I am hoping to get some feedback and/or advice to help make some VDI performance related decisions. Below is some information about what our current setup looks like:
- ESXi hosts have - Intel 2 socket 12 cores/socket HT enabled. 2.6GHZ CPU / 512GB RAM
- All Flash Storage SAN using 16Gb storage switches etc...
- Horizon View 7 / vCenter 6.5
- Windows 10 1809/1709 virtual desktops. (running VMware tools/Horizon View desktop agent)
- Linked Clone desktop pools
Currently we are running 2vCPU + 6GB RAM. This is under-provisioned as I see our CPU Load AVG is usually between .5-.6, and RAM is way under-provisioned. We are noticing that with all our security and Office 2016, Google Chrome etc...that our performance is starting to suffer. By this I mean that we are seeing, at the end user, CPU staying at 100% longer when launching browsers/apps (it comes down but not a fast as it used to), higher page file access, and just general "latency." Currently we are running 3:1 vCPU to pCPU consolidation ratio. Our storage metrics show that we in no way suffering (IOPS, Service Time, etc...).
We are recomposing this weekend to 8GB RAM (and reserving 4GB) as we have enough RAM per host to handle this easily. I expect this will help certain workloads, but I doubt it will help handle all the additional security and such that have been added to the environment. I have been able to get Endpoint Security to follow the vendors best practices for scanning and exclusions, but it is still taking a toll. I am currently planning on testing 3 different virtual machine configurations, but I am wondering what others may be running, or if anyone has some additional feedback on settings that I can try to adjust for better overall performance.
Test 1: (Running on 1 host separate cluster/storage LUN for testing)
4 vCPUs (2 socket/2core) + 8GB RAM (4GB reservation)
- This configuration is showing "spikes" of high CPU RDY and CO-STOP. By spikes I mean that when I have ESXTOP refreshing at 2 second intervals, I will see this spike occur for an interval and then "recover" when the next refresh cycles. The CPU Load AVG is usually around .90-1.09. I changed out the LSI scsi adapater to a PVSCSI adapter to see if I could save some CPU cycles. Using this setup it takes my vCPU:pCPU ratio to 6:1 @ 40 VMs per host. I also see pretty bad NUMA numbers (like 8-14 of the 40 VMs will be below 70% of the N%L metric..with some of those down below 20%). I can not go below 40 VMs per host or I will not have enough hardware to support my environment.
Test 2: (going to start next week)
3vCPU (1 socket/3 core) + 8GB RAM (4GB reservation)
- Has anyone run 3vCPU with Win10 1709/1809? Any thoughts on this configuration? It would allow me to go to, at worst I hope, a 5:1 vCPU to pCPU ratio at 40 VMs per host. I am considering using a PVSCSI adapter for this as well just to see if I can save any CPU cycles at all. Thoughts?

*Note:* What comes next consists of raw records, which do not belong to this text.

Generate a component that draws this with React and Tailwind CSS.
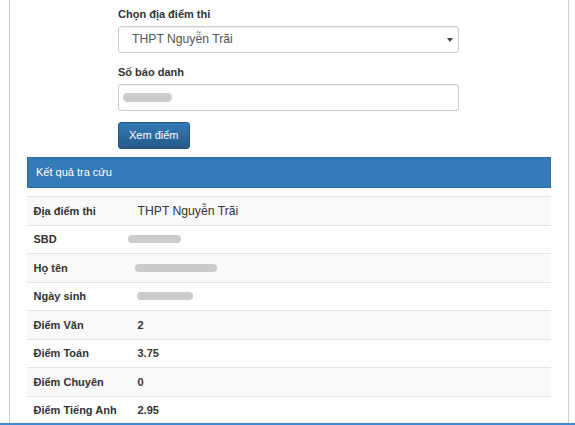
import React from 'react';

const rows = [
    { label: 'Địa điểm thi', value: 'THPT Nguyễn Trãi', bold: false },
    { label: 'SBD', blur: { w: 53, ml: -10 } },
    { label: 'Họ tên', blur: { w: 82, ml: -3 } },
    { label: 'Ngày sinh', blur: { w: 56, ml: -1 } },
    { label: 'Điểm Văn', value: '2', bold: true },
    { label: 'Điểm Toán', value: '3.75', bold: true },
    { label: 'Điểm Chuyên', value: '0', bold: true },
    { label: 'Điểm Tiếng Anh', value: '2.95', bold: true },
];

const Blob = ({ w, ml }) => (
    <div
        className="h-[8px] rounded-full bg-[#cbcbcb] blur-[0.6px]"
        style={{ width: w, marginLeft: ml }}
    />
);

const App = () => {
    return (
        <div className="w-[575px] h-[425px] overflow-hidden bg-white text-[#333] text-[11px] font-['Liberation_Sans',Arial,sans-serif]">
            <div className="ml-[9px] w-[560px] h-[423px] border-x border-[#cfcfcf]">
                {/* search form */}
                <div className="ml-[108px] w-[341px] pt-[6px]">
                    <label className="block font-bold leading-[16px] mb-[4px]">Chọn địa điểm thi</label>
                    <div className="h-[27px] mb-[11px] flex items-center justify-between border border-[#ccc] rounded-[3px] shadow-[inset_0_1px_1px_rgba(0,0,0,0.075)] pl-[13px] pr-[5px] text-[#555] text-[12.2px]">
                        <span>THPT Nguyễn Trãi</span>
                        <svg width="6" height="4" viewBox="0 0 6 4">
                            <path d="M0 0h6L3 4z" fill="#444" />
                        </svg>
                    </div>

                    <label className="block font-bold leading-[16px] mb-[4px]">Số báo danh</label>
                    <div className="h-[27px] mb-[11px] flex items-center border border-[#ccc] rounded-[3px] shadow-[inset_0_1px_1px_rgba(0,0,0,0.075)] pl-[4px]">
                        <div className="h-[9px] w-[49px] rounded-full bg-[#cbcbcb] blur-[0.6px]" />
                    </div>

                    <button className="h-[27px] px-[10px] rounded-[3px] border border-[#245580] bg-gradient-to-b from-[#337ab7] to-[#265a88] text-white leading-none">
                        Xem điểm
                    </button>
                </div>

                {/* results panel */}
                <div className="mx-[17px] mt-[8px]">
                    <div className="h-[31px] flex items-center px-[8px] bg-[#337ab7] border border-[#2e6da4] text-white">
                        Kết quả tra cứu
                    </div>
                    <div className="mt-[8px]">
                        {rows.map((row, i) => (
                            <div
                                key={row.label}
                                className={`h-[28.5px] flex items-center border-t border-[#e4e4e4] ${i % 2 === 0 ? 'bg-[#f9f9f9]' : 'bg-white'}`}
                            >
                                <div className="w-[104px] pl-[6.5px] font-bold">{row.label}</div>
                                <div className={`pl-[6.5px] ${row.bold ? 'font-bold' : 'text-[12.2px]'}`}>
                                    {row.blur ? <Blob w={row.blur.w} ml={row.blur.ml} /> : row.value}
                                </div>
                            </div>
                        ))}
                    </div>
                </div>
            </div>
            <div className="h-[2px] bg-[#3a8ad8]" />
        </div>
    );
};

export default App;
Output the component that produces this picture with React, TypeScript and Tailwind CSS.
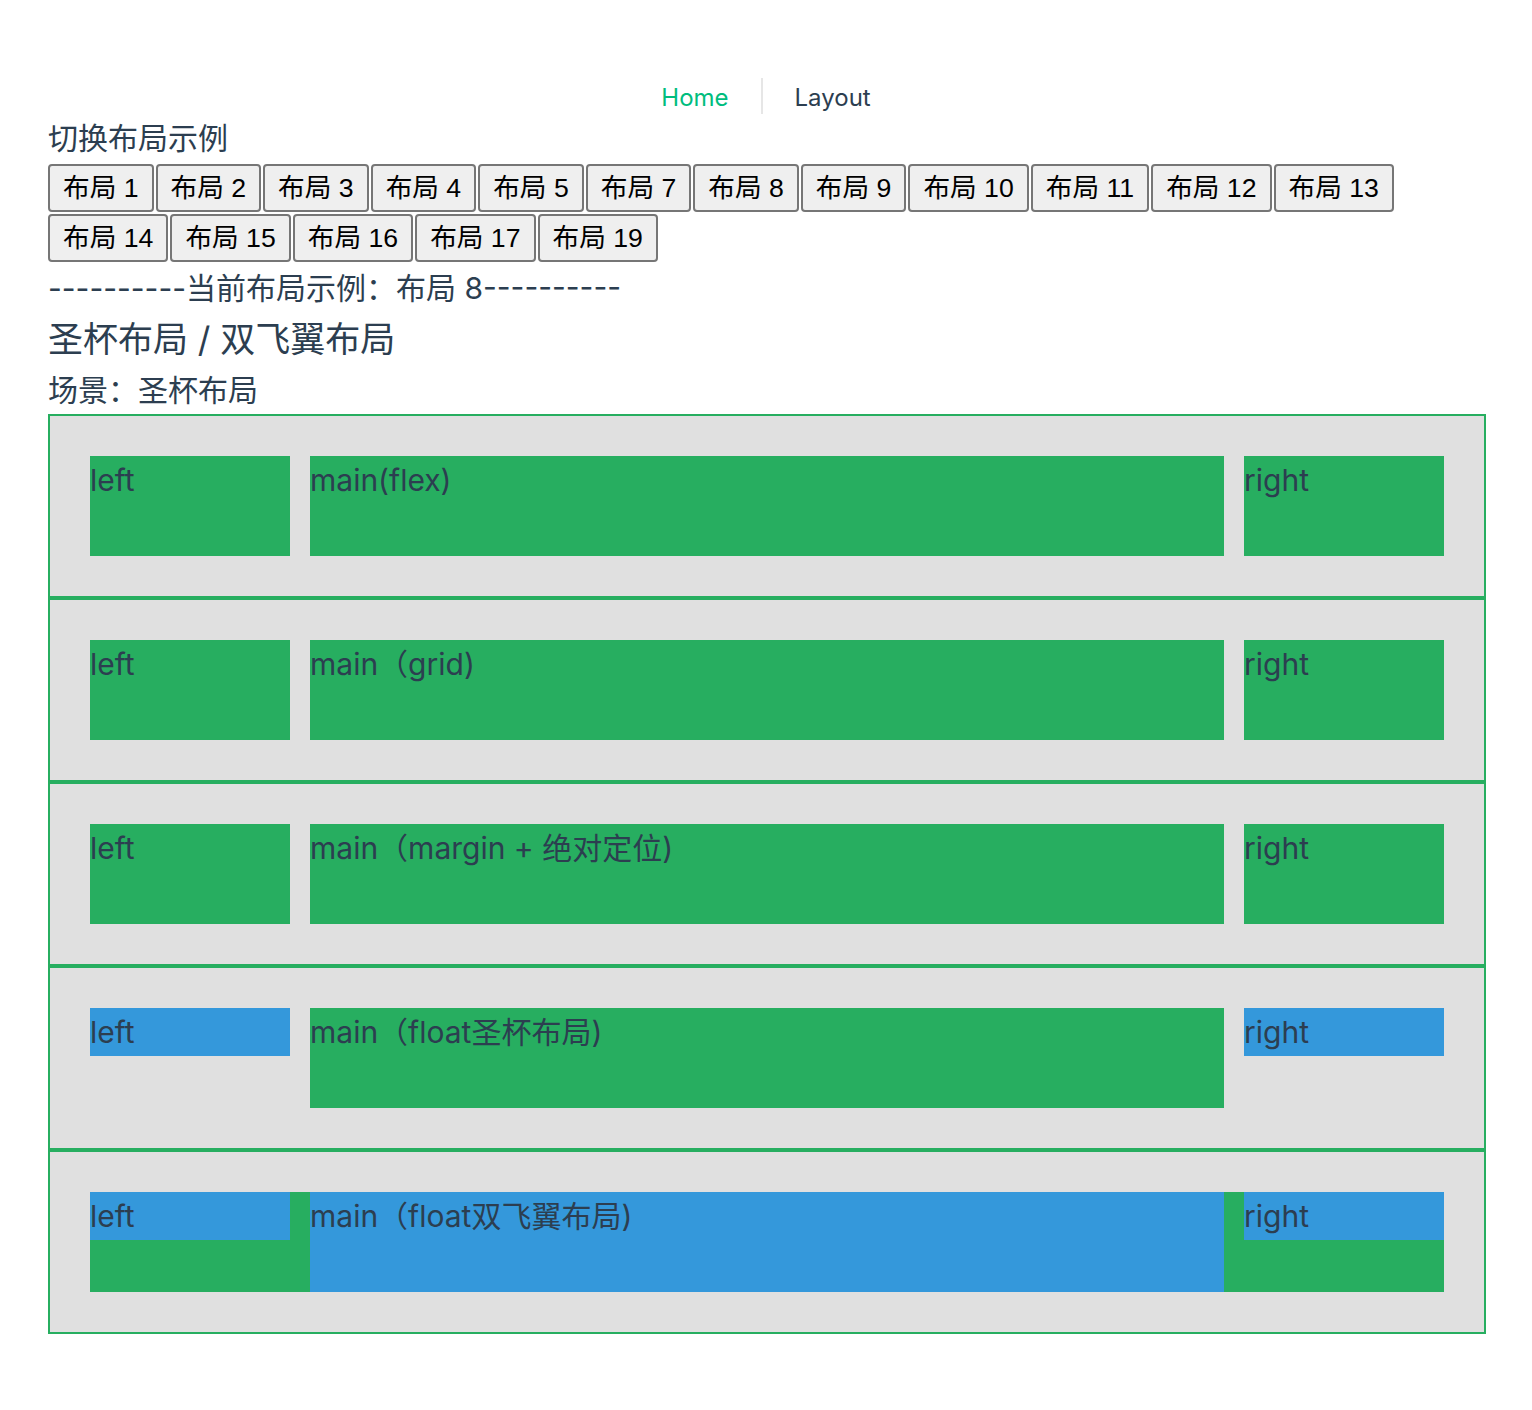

4vCPUs (1socket/4 core) + 8GB RAM (4GB reservation)
- I know that cores per socket etc...doesn't make much difference anymore. This will use the 6:1 vCPU to pCPU ratio again as I need at least 40VMs/host. Undecided on the SCSI adapter type. I don't expect this one to show any better results than Test 1 honestly. Thoughts?
Bottom line is that in my simple mind, 2vCPU + 6GB RAM is under-provisioned, and based on ESXTOP reviews, 4vCPU is over-subscribing our CPU resources and impacting NUMA. Customers have reported that 4vCPU does appear more responsive, and Stratusphere shows that CPU queues, logon times, and overall CPU performance on average are better. Again ESXTOP is showing that 4vCPU results in spikes of high RDY and CO-STOP occurring at fairly regular intervals, so I am concerned that this will start to show up at the end user side sooner than later. This is why I am thinking that 3vCPU may provide close the same performance gain as 4vCPU with a slightly lower impact to the back-end resources. Still it is hard to use 3vCPU as my binary mind wants to stick with 1-2-4-8 etc...
Any advice, feedback, or any crazy ideas/thoughts that I can try?
We disabled View Storage Accelerator when we switched over to the flash based SAN. I am thinking about turning it back on to see if it will help reduce the CPU utilization, of the hosts, during customer logon. I don't like the idea of slowing down Refresh/Recompose operations, but the flash SAN should make it more tolerable. Does anyone have any metrics on the amount of CPU utilization is reduced by using VSA? I am not worried about logon times as they are well within our expected baseline, it just looks like the majority of stress is during customer logon...for CPU.